The cotton market will be closing 75 minutes early on Friday at 1:00 pm EST (1800 GMT). The market is shut Monday for New Year and trading resumes on Tuesday.
The New York Board of Trade's key March cotton contract rose 0.27 cent to end at 54.07 cents a lb, moving from 53.85 to 54.25 cents. The range nearly matched Tuesday's 53.60 to 54.25 cents band. May added 0.26 to 54.66 cents. The rest increased from 0.30 to 0.47 cent.
Keith Brown, president of commodity firm Keith Brown and Co in Moultrie, Georgia, said speculative fund buying again pushed the market to 54.25 cents, basis March, but was again beaten back by producer sales.
"We're getting some equilibrium in here," he said, adding though that any major moves in cotton may well have to wait until after the New Year holiday festivities.

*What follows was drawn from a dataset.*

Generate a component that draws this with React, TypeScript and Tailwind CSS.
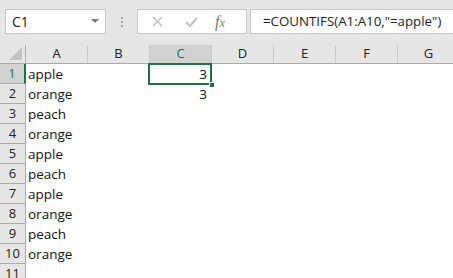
import React from "react";

const cols = ["A", "B", "C", "D", "E", "F", "G"];
const colA = ["apple", "orange", "peach", "orange", "apple", "peach", "apple", "orange", "peach", "orange", ""];
const colC: Record<number, string> = { 0: "3", 1: "3" };

export default function App() {
  return (
    <div className="w-[453px] h-[278px] overflow-hidden bg-white relative" style={{ fontFamily: '"Open Sans", "Noto Sans", sans-serif' }}>
      {/* toolbar */}
      <div className="h-[45px] bg-[#e6e6e6] flex items-start pt-[9px] pl-[5px]">
        <div className="w-[101px] h-[25px] bg-white border border-[#c6c6c6] flex items-center justify-between pl-[6px] pr-[6px]">
          <span className="text-[14px] text-[#222] leading-none">C1</span>
          <svg width="8" height="5" viewBox="0 0 8 5"><path d="M0 0 L8 0 L4 4 Z" fill="#777" /></svg>
        </div>
        <div className="w-[31px] h-[25px] flex flex-col items-center justify-center gap-[2px]">
          <div className="w-[2px] h-[2px] bg-[#a6a6a6]" />
          <div className="w-[2px] h-[2px] bg-[#a6a6a6]" />
          <div className="w-[2px] h-[2px] bg-[#a6a6a6]" />
        </div>
        <div className="w-[110px] h-[25px] bg-white border border-[#c6c6c6] flex items-center">
          <svg className="ml-[14px]" width="11" height="11" viewBox="0 0 11 11"><path d="M1 1 L10 10 M10 1 L1 10" stroke="#c0c0c0" strokeWidth="1.5" /></svg>
          <svg className="ml-[22px]" width="13" height="10" viewBox="0 0 13 10"><path d="M1 5 L5 9 L12 1" stroke="#c0c0c0" strokeWidth="2" fill="none" /></svg>
          <span className="ml-[17px] text-[16px] italic text-[#777] leading-none" style={{ fontFamily: '"Liberation Serif", serif' }}>f<span className="text-[12px]">x</span></span>
        </div>
        <div className="ml-[3px] flex-1 h-[25px] bg-white border border-[#c6c6c6] border-r-0 flex items-center pl-[12px]">
          <span className="text-[13.3px] text-[#222] whitespace-nowrap">=COUNTIFS(A1:A10,"=apple")</span>
        </div>
      </div>
      {/* header row */}
      <div className="flex h-[19px] bg-[#e6e6e6] border-b border-[#ababab]">
        <div className="w-[26px] shrink-0 relative border-r border-[#ababab]">
          <svg className="absolute right-[3px] bottom-[3px]" width="13" height="13" viewBox="0 0 13 13"><path d="M13 0 L13 13 L0 13 Z" fill="#c4c4c4" /></svg>
        </div>
        {cols.map((c) => (
          <div
            key={c}
            className={`w-[62px] shrink-0 flex items-center justify-center text-[13px] border-r border-[#c8c8c8] ${c === "C" ? "bg-[#d2d2d2] text-[#217346]" : "text-[#222]"}`}
          >
            {c}
          </div>
        ))}
      </div>
      {/* rows */}
      {colA.map((v, i) => (
        <div key={i} className="flex h-[20px]">
          <div
            className={`w-[26px] shrink-0 flex items-center justify-center text-[13px] border-b border-[#ababab] ${i === 0 ? "bg-[#d2d2d2] text-[#217346] border-r-2 border-r-[#217346]" : "bg-[#e6e6e6] text-[#222] border-r border-r-[#ababab]"}`}
          >
            {i + 1}
          </div>
          <div className="w-[62px] shrink-0 flex items-center pl-[2px] text-[13.5px] text-[#111] whitespace-nowrap">{v}</div>
          <div className="w-[62px] shrink-0" />
          <div className="w-[62px] shrink-0 flex items-center justify-end pr-[5px] text-[13.5px] text-[#111]">{colC[i] ?? ""}</div>
        </div>
      ))}
      {/* selection */}
      <div className="absolute left-[148px] top-[63px] w-[64px] h-[22px] border-2 border-[#217346]" />
      <div className="absolute left-[209px] top-[82px] w-[6px] h-[6px] bg-[#217346] border border-white" />
    </div>
  );
}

The benchmark March cotton contract has been largely confined between 52.50 and 54.50 cents the past few sessions, analysts said.
Futures popped higher at the start as speculators again sought to touch off automatic buy orders above 54.25 cents in the March contract, dealers said.
"We tried the high but stalled because there is just too much trade selling at that level," one said.
Fundamentally, the market will wait for Friday's release of the weekly US Department of Agriculture export sales report to get some guidance on the pace of fibre sales.
In other news, the weekly spec/hedge report from the New York Board of Trade showed the funds net long 8.3 percent against 3.2 percent net long last week.
Brokers Flanagan Trading Corp sees resistance in the March contract at 54.65 and 55.10 cents, with support at 54.05 and 53.20 cents.
Floor dealers said estimated final volume amounted to 7,200 lots, from the prior tally of 7,220 lots. Open interest rose 917 lots to 104,251 contracts as of December 27.